We can rewrite transfer function as $H(p) = e^{-\Gamma(p)}=10^{-\frac{1}{20}\Gamma(p)}$ with respect to nepers and decibels. Since exponetital function is holomorphic so the $\Gamma$ is. If we restrict ourselves to imaginary axis $p = j\omega$ we have
$\Gamma(j\omega) = A(j\omega) + jB(j\omega)$
where $A(j\omega)$ is an attentuation charateristics and $B(j\omega)$ is a phase characteristics.
In general we have identity $\ln z = \ln |z| + j\arg z$ for any $z \in \mathbb{C}$. So we can write
$A(j\omega) = \ln|H(j\omega)|$ and $B(j\omega)=\arg H(j\omega)=\arctan\frac{\Im\lbrace H(j\omega)\rbrace}{\Re\lbrace H(j\omega)\rbrace} $.
Then consider pair of Hilbert transforms given by integrals (Cauchy principal value are taken in each of the integrals)
\begin{equation}
A(\omega) = \frac{1}{\pi}\int_{-\infty}^{\infty}\frac{B(j\xi)}{\omega - \xi}\,\mathrm{d}\xi \quad\quad B(\omega) = -\frac{1}{\pi}\int_{-\infty}^{\infty}\frac{A(j\xi)}{\omega - \xi}\,\mathrm{d}\xi
\end{equation}
Evaluating these integrals for module characteristic of ideal low pass filter - say let $A(\omega)$ is constant at $a$ from $-\omega_1$ to $\omega_1$ (module characteristics are symetric) gives
\begin{equation}
B(\omega) = - \frac{a}{\pi}\ln\frac{|\omega + \omega_1|}{|\omega - \omega_1|}
\end{equation}
Thus $B(\omega)$ has points in infinity at $\pm\omega_1$.
See picture bellow:

Similarly for linear phase characteristics $B(\omega) = a\omega$.
This is saying to us that we can't reach filter transfer function $H(p)$ with both ideally rectangular module characteristics and ideally linear phase characteristics at the same time.
We see that $B(\omega)$ with points at $\pm \infty$ can't realise any phase characteristics $\arg H(j\omega)$ of a given feasible filter.
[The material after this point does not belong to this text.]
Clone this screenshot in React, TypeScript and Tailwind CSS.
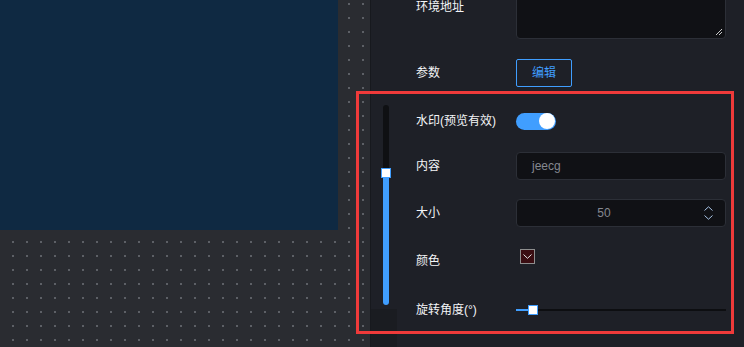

That's the reason why
\begin{equation}
-\frac{1}{\pi}\int_{-\infty}^{\infty}\frac{A(j\xi)}{\omega - \xi}\,\mathrm{d}\xi < \infty
\end{equation}
must converge and so the
\begin{equation}
-\frac{1}{\pi}\int_{-\infty}^{\infty}\frac{|A(j\xi)|}{\omega^2 + \xi^2}\,\mathrm{d}\xi < \infty
\end{equation}
must.